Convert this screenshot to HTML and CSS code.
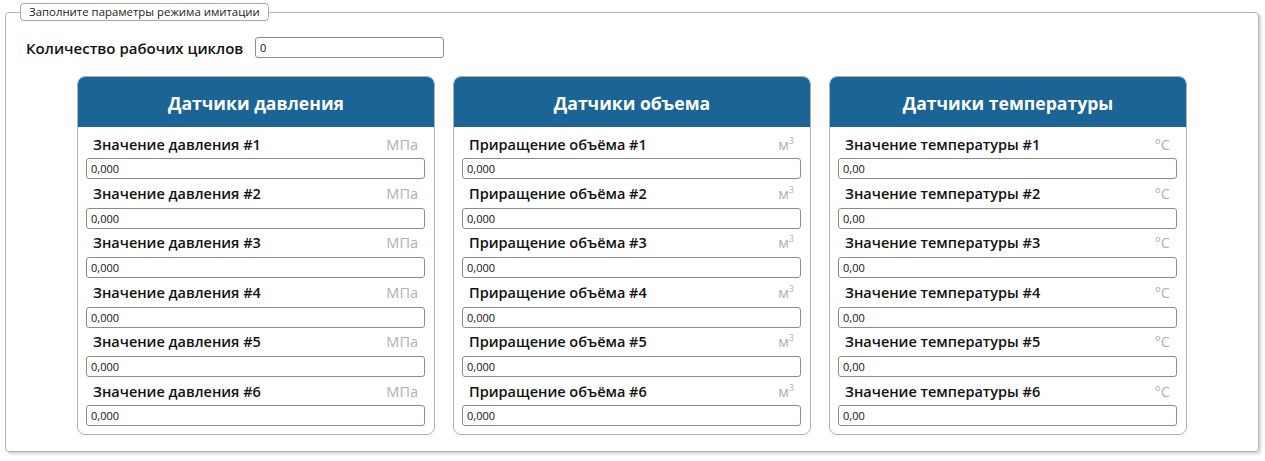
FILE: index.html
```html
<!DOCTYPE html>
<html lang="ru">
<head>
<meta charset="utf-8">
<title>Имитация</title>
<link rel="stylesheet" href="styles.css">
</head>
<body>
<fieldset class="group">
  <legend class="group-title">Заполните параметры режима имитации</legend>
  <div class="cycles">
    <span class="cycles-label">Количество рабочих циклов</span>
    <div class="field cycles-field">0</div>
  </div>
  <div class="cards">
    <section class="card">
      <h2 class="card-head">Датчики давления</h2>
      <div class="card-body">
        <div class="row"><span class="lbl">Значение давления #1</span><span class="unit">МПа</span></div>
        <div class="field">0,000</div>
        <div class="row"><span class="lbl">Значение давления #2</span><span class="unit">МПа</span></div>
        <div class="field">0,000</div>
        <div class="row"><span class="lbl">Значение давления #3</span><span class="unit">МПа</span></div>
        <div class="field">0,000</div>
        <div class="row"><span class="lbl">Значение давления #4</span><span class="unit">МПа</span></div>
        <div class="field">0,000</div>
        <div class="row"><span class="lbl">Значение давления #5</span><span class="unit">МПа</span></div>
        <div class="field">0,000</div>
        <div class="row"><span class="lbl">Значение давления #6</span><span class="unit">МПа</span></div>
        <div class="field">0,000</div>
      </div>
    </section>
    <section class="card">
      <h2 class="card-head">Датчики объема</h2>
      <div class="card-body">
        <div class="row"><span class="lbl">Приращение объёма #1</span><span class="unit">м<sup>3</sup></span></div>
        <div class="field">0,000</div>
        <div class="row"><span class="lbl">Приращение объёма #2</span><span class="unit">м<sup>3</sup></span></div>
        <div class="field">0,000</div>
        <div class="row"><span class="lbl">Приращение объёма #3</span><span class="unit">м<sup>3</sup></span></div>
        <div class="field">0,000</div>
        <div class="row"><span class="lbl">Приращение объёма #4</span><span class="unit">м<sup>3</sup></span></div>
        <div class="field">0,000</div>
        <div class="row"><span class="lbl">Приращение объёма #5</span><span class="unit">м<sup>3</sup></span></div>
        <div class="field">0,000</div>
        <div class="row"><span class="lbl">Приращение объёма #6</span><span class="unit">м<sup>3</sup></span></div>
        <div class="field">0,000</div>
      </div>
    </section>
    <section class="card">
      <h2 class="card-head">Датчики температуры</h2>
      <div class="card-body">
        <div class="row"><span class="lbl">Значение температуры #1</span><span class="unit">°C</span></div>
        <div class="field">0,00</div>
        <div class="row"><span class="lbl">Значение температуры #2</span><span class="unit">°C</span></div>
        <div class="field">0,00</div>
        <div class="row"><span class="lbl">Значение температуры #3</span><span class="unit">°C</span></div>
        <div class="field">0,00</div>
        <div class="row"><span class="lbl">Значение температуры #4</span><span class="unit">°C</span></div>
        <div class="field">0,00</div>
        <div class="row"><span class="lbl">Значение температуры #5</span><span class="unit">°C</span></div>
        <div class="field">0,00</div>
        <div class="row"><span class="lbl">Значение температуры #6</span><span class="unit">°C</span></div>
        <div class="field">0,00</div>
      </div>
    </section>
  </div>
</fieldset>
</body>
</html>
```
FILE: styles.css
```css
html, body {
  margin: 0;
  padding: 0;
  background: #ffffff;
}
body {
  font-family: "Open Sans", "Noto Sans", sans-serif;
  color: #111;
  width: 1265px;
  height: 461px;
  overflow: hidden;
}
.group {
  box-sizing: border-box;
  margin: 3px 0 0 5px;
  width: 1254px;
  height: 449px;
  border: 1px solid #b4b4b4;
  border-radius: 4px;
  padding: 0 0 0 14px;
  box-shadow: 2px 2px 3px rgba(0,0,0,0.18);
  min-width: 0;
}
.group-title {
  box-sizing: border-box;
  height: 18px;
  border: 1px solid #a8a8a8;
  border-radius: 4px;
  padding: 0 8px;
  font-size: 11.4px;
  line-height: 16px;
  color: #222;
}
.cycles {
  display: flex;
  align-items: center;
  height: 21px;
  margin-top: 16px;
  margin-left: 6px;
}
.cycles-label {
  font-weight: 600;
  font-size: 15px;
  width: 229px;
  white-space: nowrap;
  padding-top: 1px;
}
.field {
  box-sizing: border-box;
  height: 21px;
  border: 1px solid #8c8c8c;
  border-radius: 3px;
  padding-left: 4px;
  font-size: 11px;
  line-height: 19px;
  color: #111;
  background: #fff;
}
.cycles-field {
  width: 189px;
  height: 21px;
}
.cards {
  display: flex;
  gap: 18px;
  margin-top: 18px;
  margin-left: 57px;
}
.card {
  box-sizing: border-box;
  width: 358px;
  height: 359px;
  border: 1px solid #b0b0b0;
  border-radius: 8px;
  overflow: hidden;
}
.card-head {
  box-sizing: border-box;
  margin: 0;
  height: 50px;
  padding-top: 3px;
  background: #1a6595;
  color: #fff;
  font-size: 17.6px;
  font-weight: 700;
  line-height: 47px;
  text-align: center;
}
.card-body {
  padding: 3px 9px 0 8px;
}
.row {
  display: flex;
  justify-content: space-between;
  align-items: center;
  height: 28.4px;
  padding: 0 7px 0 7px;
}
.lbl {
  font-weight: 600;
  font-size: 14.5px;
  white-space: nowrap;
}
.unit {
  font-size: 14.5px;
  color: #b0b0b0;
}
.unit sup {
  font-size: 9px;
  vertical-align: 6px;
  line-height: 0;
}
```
|---|
=== EXERCISE OBJECTIVE ===
All the lines above are to be reproduced exactly, except the pictures.

=== RESPONSE ===
Convert this screenshot to HTML and CSS code.
FILE: index.html
```html
<!DOCTYPE html>
<html lang="ru">
<head>
<meta charset="utf-8">
<title>Имитация</title>
<link rel="stylesheet" href="styles.css">
</head>
<body>
<fieldset class="group">
  <legend class="group-title">Заполните параметры режима имитации</legend>
  <div class="cycles">
    <span class="cycles-label">Количество рабочих циклов</span>
    <div class="field cycles-field">0</div>
  </div>
  <div class="cards">
    <section class="card">
      <h2 class="card-head">Датчики давления</h2>
      <div class="card-body">
        <div class="row"><span class="lbl">Значение давления #1</span><span class="unit">МПа</span></div>
        <div class="field">0,000</div>
        <div class="row"><span class="lbl">Значение давления #2</span><span class="unit">МПа</span></div>
        <div class="field">0,000</div>
        <div class="row"><span class="lbl">Значение давления #3</span><span class="unit">МПа</span></div>
        <div class="field">0,000</div>
        <div class="row"><span class="lbl">Значение давления #4</span><span class="unit">МПа</span></div>
        <div class="field">0,000</div>
        <div class="row"><span class="lbl">Значение давления #5</span><span class="unit">МПа</span></div>
        <div class="field">0,000</div>
        <div class="row"><span class="lbl">Значение давления #6</span><span class="unit">МПа</span></div>
        <div class="field">0,000</div>
      </div>
    </section>
    <section class="card">
      <h2 class="card-head">Датчики объема</h2>
      <div class="card-body">
        <div class="row"><span class="lbl">Приращение объёма #1</span><span class="unit">м<sup>3</sup></span></div>
        <div class="field">0,000</div>
        <div class="row"><span class="lbl">Приращение объёма #2</span><span class="unit">м<sup>3</sup></span></div>
        <div class="field">0,000</div>
        <div class="row"><span class="lbl">Приращение объёма #3</span><span class="unit">м<sup>3</sup></span></div>
        <div class="field">0,000</div>
        <div class="row"><span class="lbl">Приращение объёма #4</span><span class="unit">м<sup>3</sup></span></div>
        <div class="field">0,000</div>
        <div class="row"><span class="lbl">Приращение объёма #5</span><span class="unit">м<sup>3</sup></span></div>
        <div class="field">0,000</div>
        <div class="row"><span class="lbl">Приращение объёма #6</span><span class="unit">м<sup>3</sup></span></div>
        <div class="field">0,000</div>
      </div>
    </section>
    <section class="card">
      <h2 class="card-head">Датчики температуры</h2>
      <div class="card-body">
        <div class="row"><span class="lbl">Значение температуры #1</span><span class="unit">°C</span></div>
        <div class="field">0,00</div>
        <div class="row"><span class="lbl">Значение температуры #2</span><span class="unit">°C</span></div>
        <div class="field">0,00</div>
        <div class="row"><span class="lbl">Значение температуры #3</span><span class="unit">°C</span></div>
        <div class="field">0,00</div>
        <div class="row"><span class="lbl">Значение температуры #4</span><span class="unit">°C</span></div>
        <div class="field">0,00</div>
        <div class="row"><span class="lbl">Значение температуры #5</span><span class="unit">°C</span></div>
        <div class="field">0,00</div>
        <div class="row"><span class="lbl">Значение температуры #6</span><span class="unit">°C</span></div>
        <div class="field">0,00</div>
      </div>
    </section>
  </div>
</fieldset>
</body>
</html>
```
FILE: styles.css
```css
html, body {
  margin: 0;
  padding: 0;
  background: #ffffff;
}
body {
  font-family: "Open Sans", "Noto Sans", sans-serif;
  color: #111;
  width: 1265px;
  height: 461px;
  overflow: hidden;
}
.group {
  box-sizing: border-box;
  margin: 3px 0 0 5px;
  width: 1254px;
  height: 449px;
  border: 1px solid #b4b4b4;
  border-radius: 4px;
  padding: 0 0 0 14px;
  box-shadow: 2px 2px 3px rgba(0,0,0,0.18);
  min-width: 0;
}
.group-title {
  box-sizing: border-box;
  height: 18px;
  border: 1px solid #a8a8a8;
  border-radius: 4px;
  padding: 0 8px;
  font-size: 11.4px;
  line-height: 16px;
  color: #222;
}
.cycles {
  display: flex;
  align-items: center;
  height: 21px;
  margin-top: 16px;
  margin-left: 6px;
}
.cycles-label {
  font-weight: 600;
  font-size: 15px;
  width: 229px;
  white-space: nowrap;
  padding-top: 1px;
}
.field {
  box-sizing: border-box;
  height: 21px;
  border: 1px solid #8c8c8c;
  border-radius: 3px;
  padding-left: 4px;
  font-size: 11px;
  line-height: 19px;
  color: #111;
  background: #fff;
}
.cycles-field {
  width: 189px;
  height: 21px;
}
.cards {
  display: flex;
  gap: 18px;
  margin-top: 18px;
  margin-left: 57px;
}
.card {
  box-sizing: border-box;
  width: 358px;
  height: 359px;
  border: 1px solid #b0b0b0;
  border-radius: 8px;
  overflow: hidden;
}
.card-head {
  box-sizing: border-box;
  margin: 0;
  height: 50px;
  padding-top: 3px;
  background: #1a6595;
  color: #fff;
  font-size: 17.6px;
  font-weight: 700;
  line-height: 47px;
  text-align: center;
}
.card-body {
  padding: 3px 9px 0 8px;
}
.row {
  display: flex;
  justify-content: space-between;
  align-items: center;
  height: 28.4px;
  padding: 0 7px 0 7px;
}
.lbl {
  font-weight: 600;
  font-size: 14.5px;
  white-space: nowrap;
}
.unit {
  font-size: 14.5px;
  color: #b0b0b0;
}
.unit sup {
  font-size: 9px;
  vertical-align: 6px;
  line-height: 0;
}
```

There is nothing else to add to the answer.